The following illustrates the real-world impact of providing language services without input from the client. In one hospital with a large well-established language services program, “bad blood” between the cardiac testing department and interpreter services was interfering with effective services for LEP patients. The interpreters hated seeing patients for nuclear stress testing because the nurse manager for the cardiology department always seemed disgruntled and angry when the interpreter arrived, especially if the interpreter was late for the encounter. It was only after the interpreter confronted the nurse manager with her rudeness and asked pointedly why the lateness was such a problem that she learned that the medication used for the nuclear stress test lost effectiveness after a certain period of time. If the patient needed to be re-dosed, there was an additional cost of $800, which came out of cardiology’s budget. Protocols in the hospital were subsequently changed to ensure that requests for interpreters for patients receiving nuclear stress tests were handled expeditiously. The change to the interpreter appointment system required relatively minor modification yet resulted in a substantial change in relations between the two departments and had the added benefits of eliminating wasteful and costly practices.

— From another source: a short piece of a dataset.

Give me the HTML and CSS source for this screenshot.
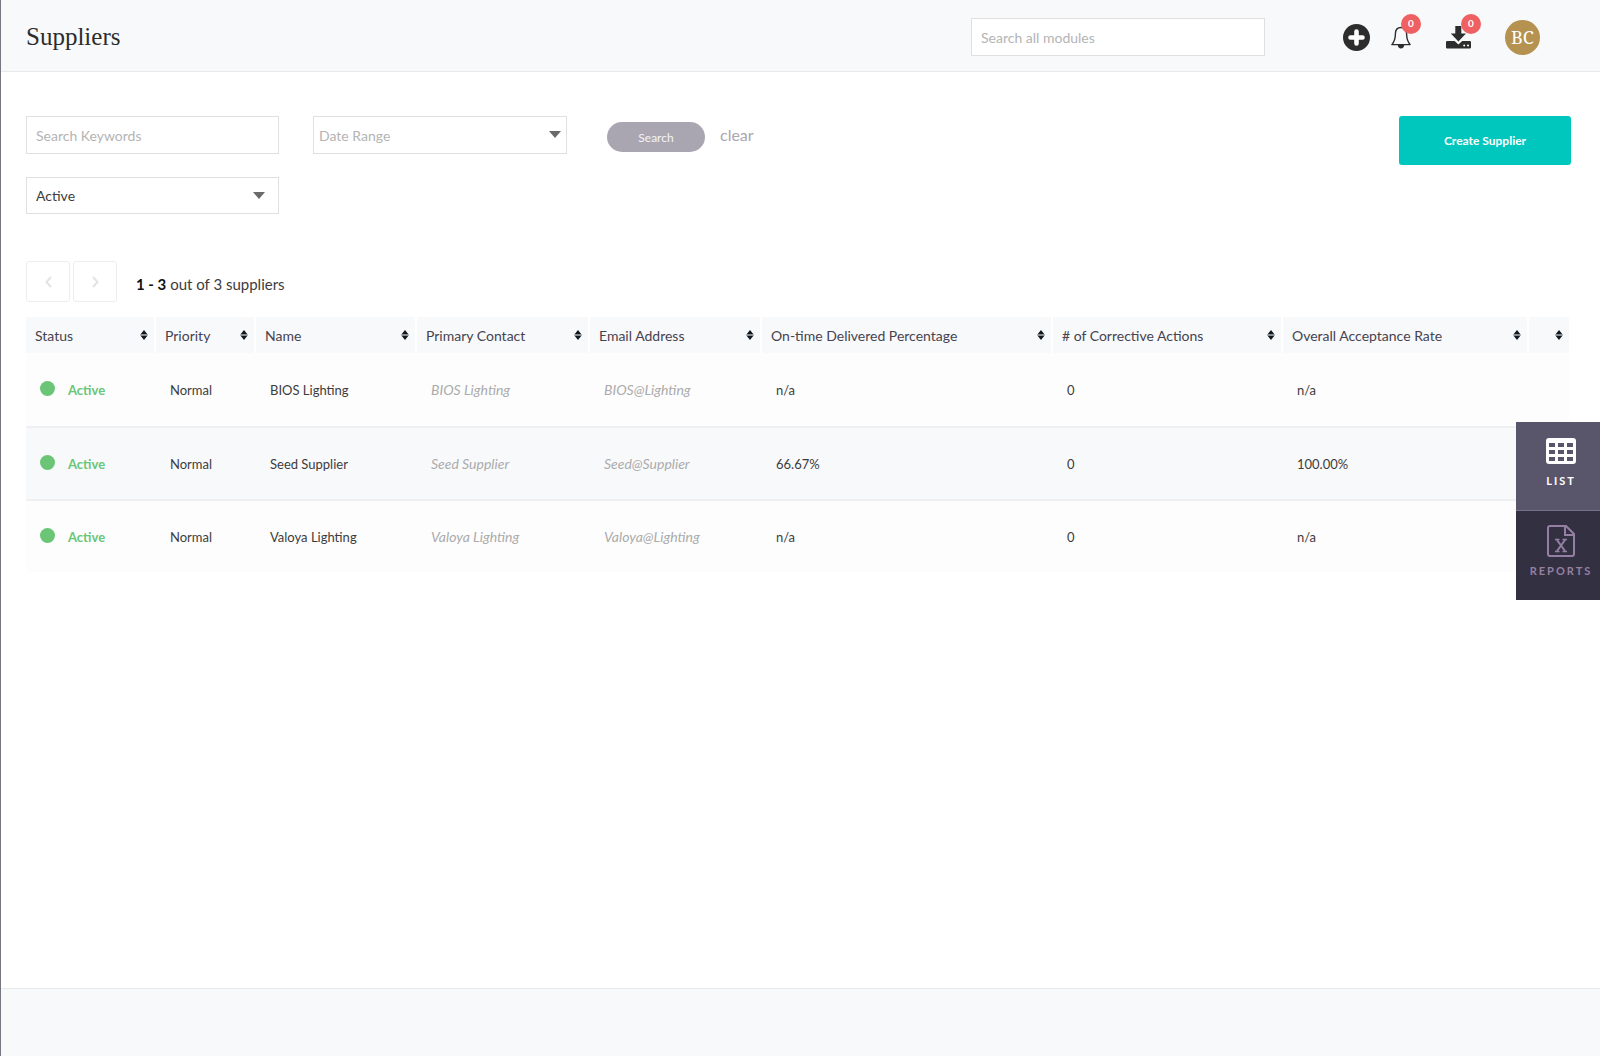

Do Not Leave the Patient Out of the Discussion

Checking in with patients about how well language services are meeting their needs should be a routine part of quality assessment. Satisfaction surveys provide some input on patients’ perceptions regarding communication via interpreters but are rarely sufficiently detailed to identify ways to improve services, especially if they differ across language groups. Holding informal focus groups with LEP patients can identify barriers to accessing services as well as the aspects of the service that they value most. For example, continuity of interpreter may be a value that outstrips timeliness for some patients. Likewise, patients may prefer telephone or in-person interpretation for different types of encounters, but may not be aware that they can voice this preference when they present for care.

In the end, the abiding lesson is that change is hard, and it is no more or less hard when it comes to language services. The good news from the Speaking Together program is that change is possible and in fact occurring at hospitals across the country. And the even better news is that patients will be the winners at the end of the day.